What is needed
Look through the data and write out every line with the word "React" in it.

##### Raw data #####

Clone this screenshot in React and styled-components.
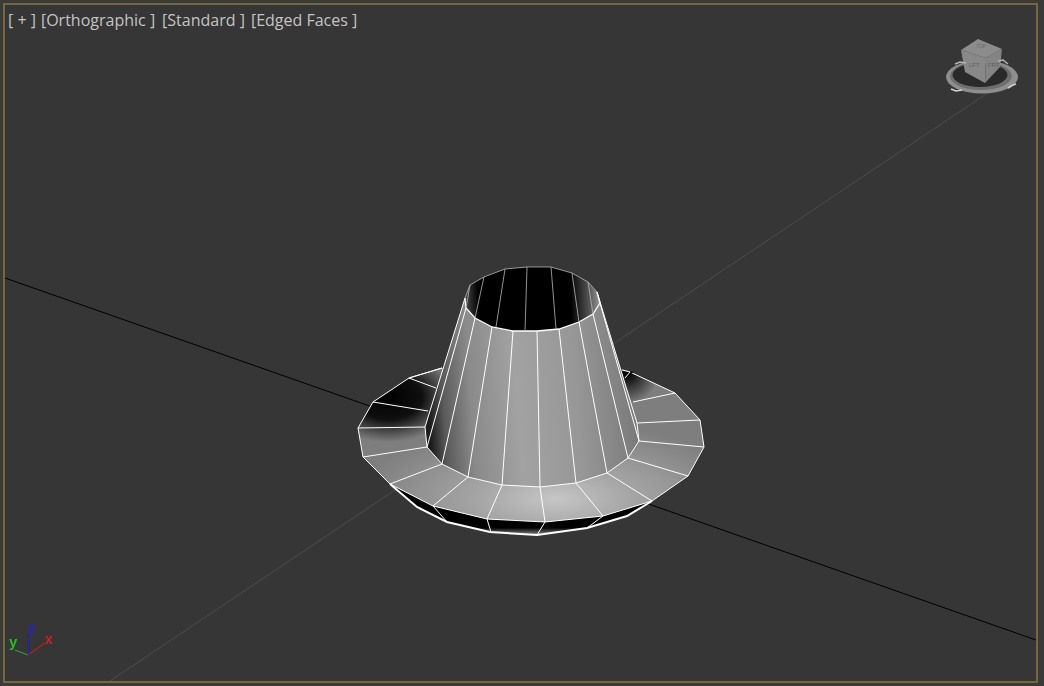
import React from "react";
import styled, { createGlobalStyle } from "styled-components";

const Global = createGlobalStyle`
  html, body { margin: 0; padding: 0; background: #3a3a38; }
  body { width: 1044px; height: 686px; overflow: hidden; }
`;

const Frame = styled.div`
  box-sizing: border-box;
  width: 1044px;
  height: 686px;
  padding: 3px 6px 3px 3px;
`;

const Viewport = styled.main`
  position: relative;
  box-sizing: border-box;
  width: 100%;
  height: 100%;
  border: 2px solid #75683a;
  background: #363636;
  overflow: hidden;
`;

const Scene = styled.svg`
  display: block;
  width: 100%;
  height: 100%;
`;

const Labels = styled.nav`
  position: absolute;
  top: 5px;
  left: 3px;
  display: flex;
  font-family: "Open Sans", "Noto Sans", sans-serif;
  font-size: 16px;
  line-height: 21px;
  color: #c4c4c4;
  white-space: pre;
`;

const Label = styled.span`
  margin-right: ${(p) => p.$gap}px;
`;

const Letter = styled.text`
  font-family: "Liberation Sans", sans-serif;
  font-size: ${(p) => p.$size}px;
  font-weight: ${(p) => p.$weight || 400};
  fill: ${(p) => p.$color};
`;

const rimBack = [[465,298],[470,285],[484,277],[505,269],[527,267],[551,267],[572,273],[588,282],[597,292]];
const rimFront = [[465,298],[466,308],[475,318],[492,327],[513,331],[537,331],[559,329],[579,322],[593,314],[600,303],[597,292]];
const inner = [[[470,285],[466,308]],[[484,277],[475,318]],[[505,269],[496,327]],[[527,267],[525,331]],[[551,267],[556,329]],[[572,273],[579,322]],[[588,282],[593,314]]];
const coneBase = [[425,427],[427,447],[442,464],[468,477],[502,485],[540,487],[576,483],[607,473],[628,458],[639,441],[637,423]];
const brimOuter = [[358,428],[363,457],[390,484],[433,506],[487,519],[545,522],[603,516],[652,501],[688,476],[704,447],[700,420],[675,393],[630,372],[622,370],[442,368],[409,378],[373,402]];
const under = [[390,484],[433,506],[487,519],[545,522],[603,516],[652,501],[627,516],[587,528],[537,535],[490,532],[447,522],[417,507]];

const pts = (a) => a.map((p) => p.join(",")).join(" ");

function Hat() {
  const conePoly = [...rimFront, [637,423], ...[...coneBase].reverse().slice(1)];
  return (
    <g>
      <defs>
        <radialGradient id="brimLight" gradientUnits="userSpaceOnUse" cx="555" cy="497" r="200" gradientTransform="translate(0 310) scale(1 .38)">
          <stop offset="0" stopColor="#c6c6c6" />
          <stop offset=".4" stopColor="#a4a4a4" />
          <stop offset="1" stopColor="#7e7e7e" />
        </radialGradient>
        <radialGradient id="brimDark" gradientUnits="userSpaceOnUse" cx="388" cy="398" r="68" gradientTransform="translate(0 130) scale(1 .67)">
          <stop offset="0" stopColor="#000" />
          <stop offset=".5" stopColor="#000" stopOpacity=".88" />
          <stop offset="1" stopColor="#000" stopOpacity="0" />
        </radialGradient>
        <radialGradient id="brimDarkR" gradientUnits="userSpaceOnUse" cx="628" cy="374" r="30">
          <stop offset="0" stopColor="#000" />
          <stop offset="1" stopColor="#000" stopOpacity="0" />
        </radialGradient>
        <linearGradient id="cone" gradientUnits="userSpaceOnUse" x1="428" y1="400" x2="640" y2="385">
          <stop offset="0" stopColor="#1c1c1c" />
          <stop offset=".07" stopColor="#5a5a5a" />
          <stop offset=".2" stopColor="#8a8a8a" />
          <stop offset=".42" stopColor="#a2a2a2" />
          <stop offset=".7" stopColor="#979797" />
          <stop offset="1" stopColor="#787878" />
        </linearGradient>
        <linearGradient id="throat" gradientUnits="userSpaceOnUse" x1="465" y1="300" x2="600" y2="295">
          <stop offset="0" stopColor="#4a4a4a" />
          <stop offset=".1" stopColor="#000" />
          <stop offset=".78" stopColor="#000" />
          <stop offset=".92" stopColor="#555" />
          <stop offset="1" stopColor="#9a9a9a" />
        </linearGradient>
        <linearGradient id="under" gradientUnits="userSpaceOnUse" x1="0" y1="516" x2="0" y2="535">
          <stop offset="0" stopColor="#000" />
          <stop offset=".62" stopColor="#000" />
          <stop offset="1" stopColor="#8c8c8c" />
        </linearGradient>
      </defs>

      <polygon points={pts(under)} fill="url(#under)" />
      <polygon points={pts(brimOuter)} fill="url(#brimLight)" />
      <polygon points={pts(brimOuter)} fill="url(#brimDark)" />
      <polygon points={pts(brimOuter)} fill="url(#brimDarkR)" />

      <g fill="none" stroke="#fff" strokeWidth="1">
        <polyline points="409,378 442,368" />
        <polyline points="622,370 630,372 675,393 700,420 704,447 688,476 652,501" />
        <polyline points="442,368 409,378 373,402 358,428 363,457 390,484" />
        <polyline points="390,484 433,506 487,519 545,522 603,516 652,501" />
        <line x1="373" y1="402" x2="428" y2="411" />
        <line x1="409" y1="378" x2="436" y2="388" />
        <line x1="358" y1="428" x2="425" y2="427" />
        <line x1="363" y1="457" x2="427" y2="447" />
        <line x1="390" y1="484" x2="442" y2="464" />
        <line x1="433" y1="506" x2="468" y2="477" />
        <line x1="487" y1="519" x2="502" y2="485" />
        <line x1="545" y1="522" x2="540" y2="487" />
        <line x1="603" y1="516" x2="576" y2="483" />
        <line x1="652" y1="501" x2="607" y2="473" />
        <line x1="688" y1="476" x2="628" y2="458" />
        <line x1="704" y1="447" x2="639" y2="441" />
        <line x1="700" y1="420" x2="637" y2="423" />
        <line x1="675" y1="393" x2="633" y2="402" />
        <polygon points="622,370 634,372 625,377" fill="#000" stroke="none" />
        <polyline points="622,370 630,372 625,378" />
        <line x1="433" y1="506" x2="447" y2="522" />
        <line x1="487" y1="519" x2="491" y2="532" />
        <line x1="545" y1="522" x2="537" y2="535" />
        <line x1="603" y1="516" x2="587" y2="528" />
      </g>
      <polyline points="390,484 417,507 447,522 490,532 537,535 587,528 627,516 652,501" fill="none" stroke="#fff" strokeWidth="2" />

      <polygon points={pts(conePoly)} fill="url(#cone)" />
      <polygon points={pts([...rimBack, ...[...rimFront].reverse().slice(1, -1)])} fill="url(#throat)" />

      <g fill="none" stroke="#fff" strokeWidth="1">
        <polyline points={pts(coneBase)} />
        <polyline points={pts(rimFront)} strokeWidth="1.3" />
        {rimFront.slice(0, 10).map((p, i) => (
          <line key={i} x1={p[0]} y1={p[1]} x2={coneBase[i][0]} y2={coneBase[i][1]} />
        ))}
        <line x1="597" y1="292" x2="637" y2="423" />
      </g>
      <g fill="none" stroke="#b8b8b8" strokeWidth=".8">
        <polyline points={pts(rimBack)} />
        {inner.map(([a, b], i) => (
          <line key={i} x1={a[0]} y1={a[1]} x2={b[0]} y2={b[1]} />
        ))}
      </g>
    </g>
  );
}

function ViewCube() {
  return (
    <g>
      <defs>
        <filter id="soft" x="-10%" y="-10%" width="120%" height="120%">
          <feGaussianBlur stdDeviation=".6" />
        </filter>
      </defs>
      <g filter="url(#soft)">
        <ellipse cx="982" cy="77" rx="36" ry="16.5" fill="#8e8e8e" />
        <ellipse cx="981" cy="76" rx="31" ry="14" fill="#6e6e6e" />
        <ellipse cx="980" cy="75" rx="27.5" ry="12" fill="#2a2a2a" />
        <polygon points="978,39 1002,49 986,58 961,50" fill="#8c8c8c" />
        <polygon points="961,50 986,58 985,83 965,72" fill="#888888" />
        <polygon points="986,58 1002,49 1000,67 985,83" fill="#848484" />
        <polyline points="955,64 960,62 966,63" fill="none" stroke="#b5b5b5" strokeWidth="1.4" />
        <polyline points="998,61 1003,60 1008,64" fill="none" stroke="#b5b5b5" strokeWidth="1.4" />
        <polyline points="951,89 956,91 962,90" fill="none" stroke="#d0d0d0" strokeWidth="1.6" />
        <polyline points="1008,88 1013,85 1016,84" fill="none" stroke="#d0d0d0" strokeWidth="1.6" />
        <Letter x="969" y="67" $size={6} $color="#5e5e5e">LFT</Letter>
        <Letter x="988" y="67" $size={6} $color="#5e5e5e">FRT</Letter>
        <Letter x="976" y="48" $size={5} $color="#6a6a6a">TOP</Letter>
      </g>
    </g>
  );
}

function Tripod() {
  return (
    <g filter="url(#soft)">
      <line x1="28" y1="655" x2="15" y2="650" stroke="#3aa83a" strokeWidth="1" />
      <line x1="28" y1="655" x2="45" y2="643" stroke="#b02020" strokeWidth="1.2" />
      <line x1="28.5" y1="655" x2="28.5" y2="634" stroke="#2020c8" strokeWidth="1.2" />
      <Letter x="9" y="647" $size={15} $weight={700} $color="#25c025">y</Letter>
      <Letter x="28" y="633" $size={14} $weight={700} $color="#2020d8">z</Letter>
      <Letter x="45" y="644" $size={14} $weight={700} $color="#d02020">x</Letter>
    </g>
  );
}

export default function App() {
  return (
    <>
      <Global />
      <Frame>
        <Viewport>
          <Scene viewBox="5 5 1031 676" preserveAspectRatio="none">
            <line x1="5" y1="278" x2="1036" y2="640" stroke="#000" strokeWidth="1" />
            <line x1="110" y1="681" x2="1010" y2="78" stroke="#4c4c4c" strokeWidth="1" />
            <Hat />
            <ViewCube />
            <Tripod />
          </Scene>
          <Labels>
            <Label $gap={5}>[ + ]</Label>
            <Label $gap={7}>[Orthographic ]</Label>
            <Label $gap={6}>[Standard ]</Label>
            <Label $gap={0}>[Edged Faces ]</Label>
          </Labels>
        </Viewport>
      </Frame>
    </>
  );
}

#####

Final result
Clone this screenshot in React and styled-components.
import React from "react";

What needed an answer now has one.